Há uma confusão entre "poético", "poesia" e "poema". As pessoas se sentem ou querem estar próximas do que se chama de "poético". O "poético" é quase sempre vago, impreciso _um espaço de despercepção. A poesia é o território onde aparecem as coisas que os desatentos não percebem.
O primeiro livro de poemas de Jorge Luis Borges, "Fervor de Buenos Aires" (1923), pode ser lido como um roteiro atento daquilo que normalmente não se vê numa cidade.
"Sombra benigna das árvores/ vento com pássaro que sobre ramos ondeia." Assim, fala da Recoleta e "de sua retórica de sombra e mármore" _que diz da "dignidade de estar morto". Rua desconhecida não chama a atenção do desatento, mas chama a do poeta: "Talvez esta hora, da tarde de prata/dê sua ternura à rua/fazendo-a tão real quanto um verso".
A vegetação parece se constituir em obsessão do escritor, que _ ao se referir à plaza San Martin_ escreve: "Todo o sentir se aquieta/sob a absolvição das árvores/jacarandás e acácias..." Elas _jacarandás e acácias_ ainda estão lá?
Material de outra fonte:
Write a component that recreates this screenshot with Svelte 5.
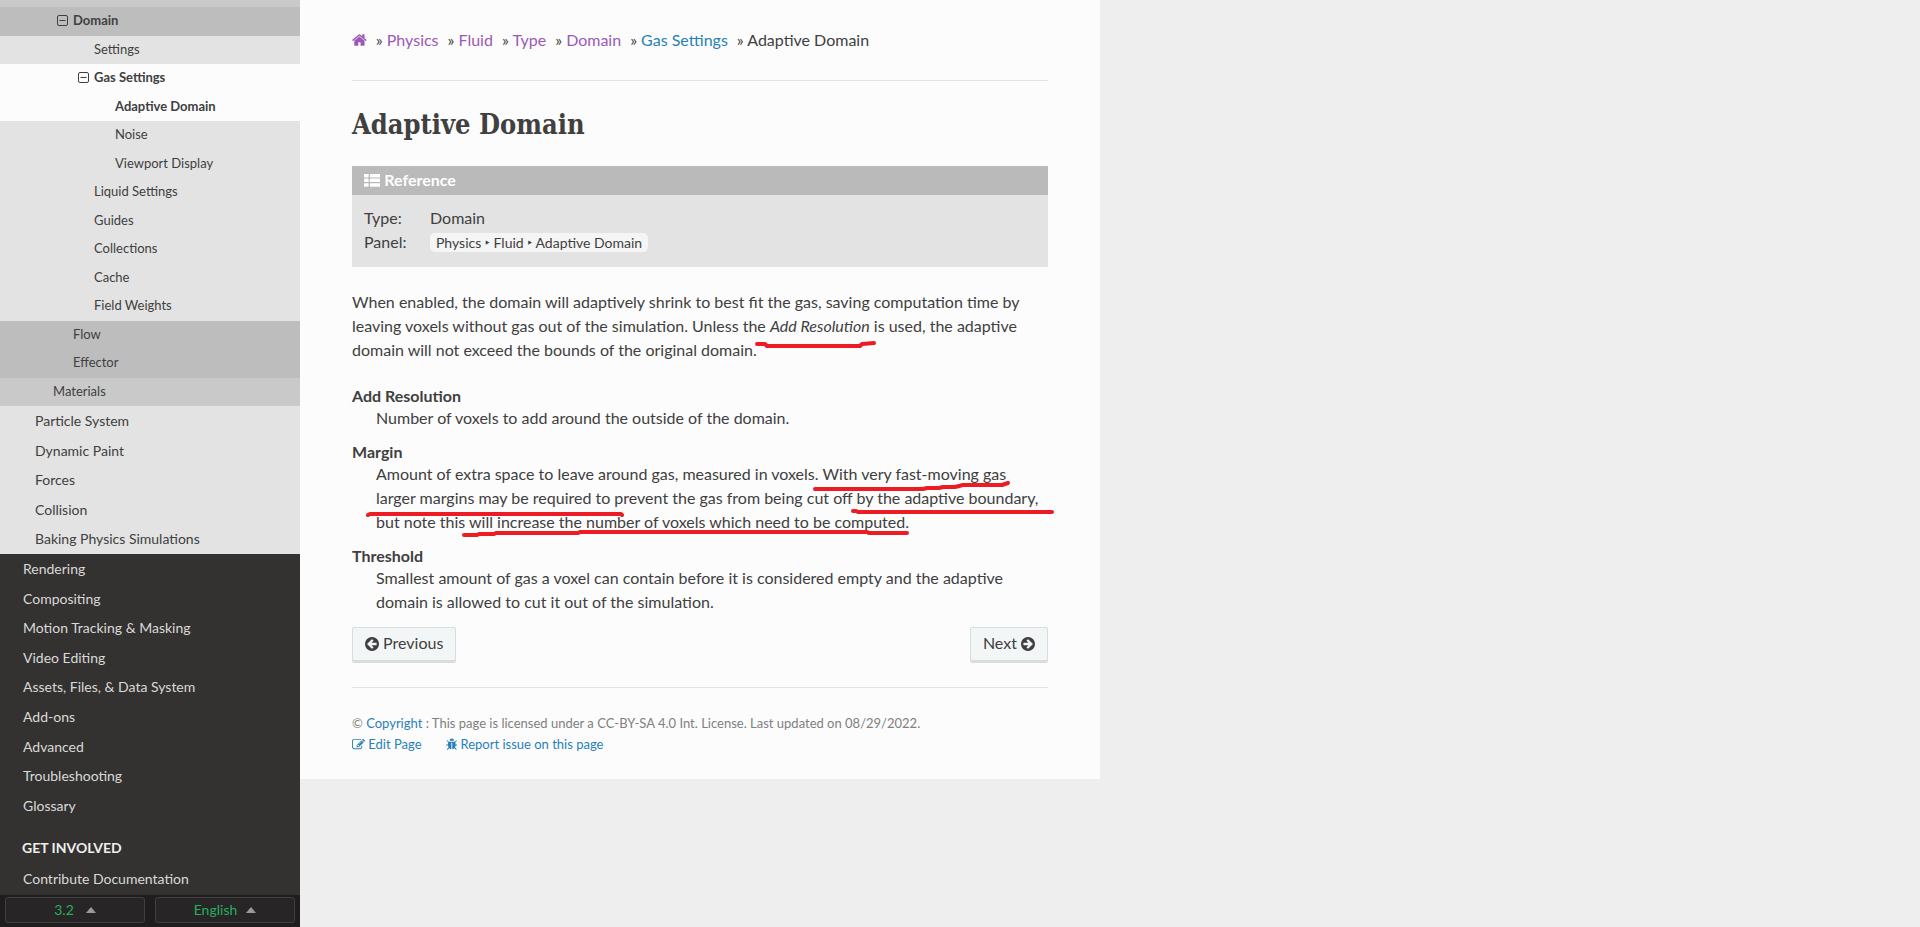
<script>
  const fluidPages = [
    { label: 'Domain', level: 4, tone: 'deep', current: true, open: true },
    { label: 'Settings', level: 5, tone: 'light' },
    { label: 'Gas Settings', level: 5, tone: 'white', current: true, open: true },
    { label: 'Adaptive Domain', level: 6, tone: 'white', current: true },
    { label: 'Noise', level: 6, tone: 'light' },
    { label: 'Viewport Display', level: 6, tone: 'light' },
    { label: 'Liquid Settings', level: 5, tone: 'light' },
    { label: 'Guides', level: 5, tone: 'light' },
    { label: 'Collections', level: 5, tone: 'light' },
    { label: 'Cache', level: 5, tone: 'light' },
    { label: 'Field Weights', level: 5, tone: 'light' },
    { label: 'Flow', level: 4, tone: 'deep' },
    { label: 'Effector', level: 4, tone: 'deep' },
    { label: 'Materials', level: 3, tone: 'mid' }
  ];
  const physicsPages = ['Particle System', 'Dynamic Paint', 'Forces', 'Collision', 'Baking Physics Simulations'];
  const sections = [
    'Rendering', 'Compositing', 'Motion Tracking & Masking', 'Video Editing',
    'Assets, Files, & Data System', 'Add-ons', 'Advanced', 'Troubleshooting', 'Glossary'
  ];
  const crumbs = [
    { label: 'Physics', visited: true },
    { label: 'Fluid', visited: true },
    { label: 'Type', visited: true },
    { label: 'Domain', visited: true },
    { label: 'Gas Settings', visited: false }
  ];
  const arrow = 'M1408 960v-128q0-26-19-45t-45-19h-502l189-189q19-19 19-45t-19-45l-91-91q-18-18-45-18t-45 18l-362 362-91 91q-18 18-18 45t18 45l91 91 362 362q18 18 45 18t45-18l91-91q18-18 18-45t-18-45l-189-189h502q26 0 45-19t19-45zm256-64q0 209-103 385.5t-279.5 279.5-385.5 103-385.5-103-279.5-279.5-103-385.5 103-385.5 279.5-279.5 385.5-103 385.5 103 279.5 279.5 103 385.5z';
</script>

<div class="shell">
  <nav class="side" aria-label="Manual contents">
    <div class="tree">
      <ul class="fluid">
        {#each fluidPages as page}
          <li class="{page.tone} level{page.level}">
            <a href="#top" class:current={page.current}>
              {#if page.open}
                <svg class="toggle" viewBox="0 0 11 11" aria-hidden="true">
                  <rect x="0.5" y="0.5" width="10" height="10" rx="1.5" fill="none" stroke="currentColor" />
                  <path d="M2.5 5.5h6" stroke="currentColor" />
                </svg>
              {/if}
              {page.label}
            </a>
          </li>
        {/each}
      </ul>
      <ul class="physics">
        {#each physicsPages as label}
          <li><a href="#top">{label}</a></li>
        {/each}
      </ul>
      <ul class="sections">
        {#each sections as label}
          <li><a href="#top">{label}</a></li>
        {/each}
      </ul>
      <p class="caption">GET INVOLVED</p>
      <ul class="sections">
        <li><a href="#top">Contribute Documentation</a></li>
      </ul>
    </div>
    <div class="switches">
      <button type="button">3.2 <span class="caret"></span></button>
      <button type="button">English <span class="caret"></span></button>
    </div>
  </nav>

  <main id="top">
    <nav class="crumbs" aria-label="Breadcrumb">
      <a href="#top" class="visited" aria-label="Home">
        <svg class="icon" viewBox="64 0 1664 1792" aria-hidden="true"><path d="M1472 992v480q0 26-19 45t-45 19h-384v-384h-256v384h-384q-26 0-45-19t-19-45v-480q0-1 .5-3t.5-3l575-474 575 474q1 2 1 6zm223-69l-62 74q-8 9-21 11h-3q-13 0-21-7l-692-577-692 577q-12 8-24 7-13-2-21-11l-62-74q-8-10-7-23.5t11-21.5l719-599q32-26 76-26t76 26l244 204v-195q0-14 9-23t23-9h192q14 0 23 9t9 23v408l219 182q10 8 11 21.5t-7 23.5z" /></svg>
      </a>
      {#each crumbs as crumb}
        <span>» <a href="#top" class:visited={crumb.visited}>{crumb.label}</a></span>
      {/each}
      <span>» Adaptive Domain</span>
    </nav>
    <hr />

    <h1>Adaptive Domain</h1>

    <section class="reference">
      <p class="title">
        <svg class="icon" viewBox="0 128 1792 1536" aria-hidden="true">
          {#each [224, 736, 1248] as y}
            <rect x="0" {y} width="512" height="384" rx="96" />
            <rect x="640" {y} width="1152" height="384" rx="96" />
          {/each}
        </svg>
        Reference
      </p>
      <dl>
        <dt>Type:</dt>
        <dd>Domain</dd>
        <dt>Panel:</dt>
        <dd><span class="path">Physics ‣ Fluid ‣ Adaptive Domain</span></dd>
      </dl>
    </section>

    <p class="intro">
      When enabled, the domain will adaptively shrink to best fit the gas, saving computation time by
      leaving voxels without gas out of the simulation. Unless the <em>Add Resolution</em> is used, the
      adaptive domain will not exceed the bounds of the original domain.
    </p>

    <dl class="options">
      <dt>Add Resolution</dt>
      <dd>Number of voxels to add around the outside of the domain.</dd>
      <dt>Margin</dt>
      <dd>
        Amount of extra space to leave around gas, measured in voxels. With very fast-moving gas larger
        margins may be required to prevent the gas from being cut off by the adaptive boundary, but note
        this will increase the number of voxels which need to be computed.
      </dd>
      <dt>Threshold</dt>
      <dd>
        Smallest amount of gas a voxel can contain before it is considered empty and the adaptive domain
        is allowed to cut it out of the simulation.
      </dd>
    </dl>

    <div class="pager">
      <a href="#top"><svg class="icon" viewBox="128 128 1536 1536" aria-hidden="true"><path d={arrow} /></svg> Previous</a>
      <a href="#top">Next <svg class="icon flip" viewBox="128 128 1536 1536" aria-hidden="true"><path d={arrow} /></svg></a>
    </div>
    <hr />

    <footer>
      <p>© <a href="#top">Copyright</a> : This page is licensed under a CC-BY-SA 4.0 Int. License. Last updated on 08/29/2022.</p>
      <p class="actions">
        <a href="#top"><svg class="icon" viewBox="0 0 1792 1792" aria-hidden="true"><path d="M888 1184l116-116-152-152-116 116v56h96v96h56zm440-720q-16-16-33 1l-350 350q-17 17-1 33t33-1l350-350q17-17 1-33zm80 594v190q0 119-84.5 203.5t-203.5 84.5h-832q-119 0-203.5-84.5t-84.5-203.5v-832q0-119 84.5-203.5t203.5-84.5h832q63 0 117 25 15 7 18 23 3 17-9 29l-49 49q-14 14-32 8-23-6-45-6h-832q-66 0-113 47t-47 113v832q0 66 47 113t113 47h832q66 0 113-47t47-113v-126q0-13 9-22l64-64q15-15 35-7t20 29zm-96-738l288 288-672 672h-288v-288zm444 132l-92 92-288-288 92-92q28-28 68-28t68 28l152 152q28 28 28 68t-28 68z" /></svg> Edit Page</a>
        <a href="#top"><svg class="icon" viewBox="96 0 1600 1792" aria-hidden="true"><path d="M1696 960q0 26-19 45t-45 19h-224q0 171-67 290l208 209q19 19 19 45t-19 45q-18 19-45 19t-45-19l-198-197q-5 5-15 13t-42 28.5-65 36.5-82 29-97 13v-896h-128v896q-51 0-101.5-13.5t-87-33-66-39-43.5-32.5l-15-14-183 207q-20 21-48 21-24 0-43-16-19-18-20.5-44.5t15.5-46.5l202-227q-58-114-58-274h-224q-26 0-45-19t-19-45 19-45 45-19h224v-294l-173-173q-19-19-19-45t19-45 45-19 45 19l173 173h844l173-173q19-19 45-19t45 19 19 45-19 45l-173 173v294h224q26 0 45 19t19 45zm-480-576h-640q0-133 93.5-226.5t226.5-93.5 226.5 93.5 93.5 226.5z" /></svg> Report issue on this page</a>
      </p>
    </footer>

    <!-- Hand-drawn red underlines lying over the text -->
    <svg class="marks" viewBox="300 0 800 779" width="800" height="779" aria-hidden="true">
      <path d="M757 344h8l2 2h93l2-2 12-1" />
      <path d="M815 489h108l4-1h12l4-1h12l8-2h39l6-2" />
      <path d="M853 511h3l2 1h194" />
      <path d="M368 515l2-1h251l1 1" />
      <path d="M464 535h13l2-1h15l2-1h82l2-1h287l2 1h38" />
    </svg>
  </main>
</div>

<style>
  :global(body) {
    margin: 0;
    background: #eee;
    color: #404040;
    font: 16px/24px Lato, "Noto Sans", sans-serif;
  }

  .shell {
    display: flex;
    align-items: flex-start;
    min-height: 100vh;
  }

  ul, dl, dd, p, h1 {
    margin: 0;
    padding: 0;
  }

  ul {
    list-style: none;
  }

  a {
    color: #2980b9;
    text-decoration: none;
  }

  .icon {
    height: 16px;
    fill: currentColor;
    vertical-align: -2px;
  }

  .side {
    position: sticky;
    top: 0;
    display: flex;
    flex: 0 0 300px;
    flex-direction: column;
    height: 100vh;
    background: #333230;
    font-size: 14px;
  }

  .tree {
    flex: 1;
    min-height: 0;
    overflow: hidden;
  }

  .tree li a {
    display: flex;
    box-sizing: border-box;
    align-items: center;
    height: 30px;
    color: #404040;
  }

  .fluid {
    padding-top: 7px;
    background: #c9c9c9;
    font-size: 13px;
  }

  .tree .fluid a {
    height: 29px;
    padding-bottom: 3px;
  }

  .tree .fluid li:nth-child(even) a {
    height: 28px;
  }

  .tree .physics li:nth-child(5n + 2) a,
  .tree .physics li:nth-child(5n + 4) a,
  .tree .sections li:nth-child(5n + 2) a,
  .tree .sections li:nth-child(5n + 4) a {
    height: 29px;
  }

  .light { background: #e3e3e3; }
  .mid { background: #c9c9c9; }
  .deep { background: #bdbdbd; }
  .white { background: #fcfcfc; }

  .level3 { padding-left: 53px; }
  .level4 { padding-left: 73px; }
  .level5 { padding-left: 94px; }
  .level6 { padding-left: 115px; }

  .current {
    font-weight: 700;
  }

  .toggle {
    width: 11px;
    height: 11px;
    margin: 0 5px 0 -16px;
  }

  .physics {
    background: #e3e3e3;
  }

  .physics li {
    padding-left: 35px;
  }

  .sections li {
    padding-left: 23px;
  }

  .tree .sections a {
    color: #d9d9d9;
  }

  .caption {
    margin-top: 12px;
    padding-left: 22px;
    color: #eee;
    font-weight: 700;
    line-height: 32px;
  }

  .switches {
    display: grid;
    grid-template-columns: 1fr 1fr;
    gap: 10px;
    padding: 2px 5px 4px;
    background: #1f1d1d;
  }

  .switches button {
    display: flex;
    align-items: center;
    justify-content: center;
    gap: 12px;
    height: 26px;
    padding: 0;
    border: 1px solid #404040;
    border-radius: 3px;
    background: #272525;
    color: #27ae60;
    font: inherit;
  }

  .switches button + button {
    gap: 9px;
  }

  .caret {
    border: 5px solid transparent;
    border-top-width: 0;
    border-bottom: 6px solid #999;
  }

  main {
    position: relative;
    box-sizing: border-box;
    flex: 0 1 800px;
    min-width: 0;
    padding: 28px 52px 24px;
    background: #fcfcfc;
  }

  .crumbs {
    display: flex;
    flex-wrap: wrap;
    gap: 9px;
  }

  .visited {
    color: #9b59b6;
  }

  hr {
    height: 0;
    margin: 24px 0;
    border: 0;
    border-top: 1px solid #e1e4e5;
  }

  .crumbs + hr {
    margin-top: 28px;
  }

  .pager + hr {
    margin-bottom: 25px;
  }

  h1 {
    margin-bottom: 22px;
    font: 700 27px/39px "DejaVu Serif Condensed", "DejaVu Serif", serif;
    font-stretch: condensed;
  }

  .reference {
    margin-bottom: 23px;
    background: #e3e3e3;
  }

  .title {
    padding: 2px 12px 3px;
    background: #bababa;
    color: #fff;
    font-weight: 700;
  }

  .title .icon {
    height: 14px;
    vertical-align: -1px;
  }

  .reference dl {
    display: grid;
    grid-template-columns: 66px 1fr;
    padding: 11px 12px 12px;
  }

  .path {
    padding: 1px 6px;
    border-radius: 5px;
    background: #f5f5f5;
    font-size: 14px;
  }

  .intro {
    margin-bottom: 24px;
  }

  .options dt {
    font-weight: 700;
    line-height: 20px;
  }

  .options dd {
    margin: 0 0 12px 24px;
  }

  .pager {
    display: flex;
    justify-content: space-between;
    margin-top: 13px;
  }

  .pager a {
    padding: 3px 12px 7px;
    border: 1px solid #dadddd;
    border-radius: 2px;
    background: #f3f6f6;
    box-shadow: inset 0 -2px #dadddd;
    color: #404040;
  }

  .pager .icon {
    height: 14px;
  }

  .flip {
    transform: scaleX(-1);
  }

  footer {
    color: #808080;
    font-size: 13px;
    line-height: 21px;
  }

  footer .icon {
    height: 13px;
  }

  .actions {
    display: flex;
    flex-wrap: wrap;
    gap: 24px;
  }

  .marks {
    position: absolute;
    top: 0;
    left: 0;
    overflow: visible;
    fill: none;
    stroke: #ed1c24;
    stroke-width: 4;
    stroke-linecap: round;
    stroke-linejoin: round;
    pointer-events: none;
  }
</style>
De que modo Borges trata um simples pátio de Buenos Aires? "Com a tarde/se cansaram as duas ou três cores do pátio/Esta noite, a lua, um claro círculo/não domina seu espaço."
Na verdade, Borges fala de um pátio. Mas do pôr-do-sol em um pátio, com lua cheia. Pátio de poucas cores etc. Tantas percepções e imagens em tão poucas linhas, às vezes passam em branco.
"Lá fora há um pôr-do-sol/prata escuro/engastado no tempo/e uma funda cidade cega/de homens que não te viram." Talvez, valesse à pena prestar a atenção nessa "cidade de percepções".

RÉGIS BONVICINO, 40, é poeta e escritor.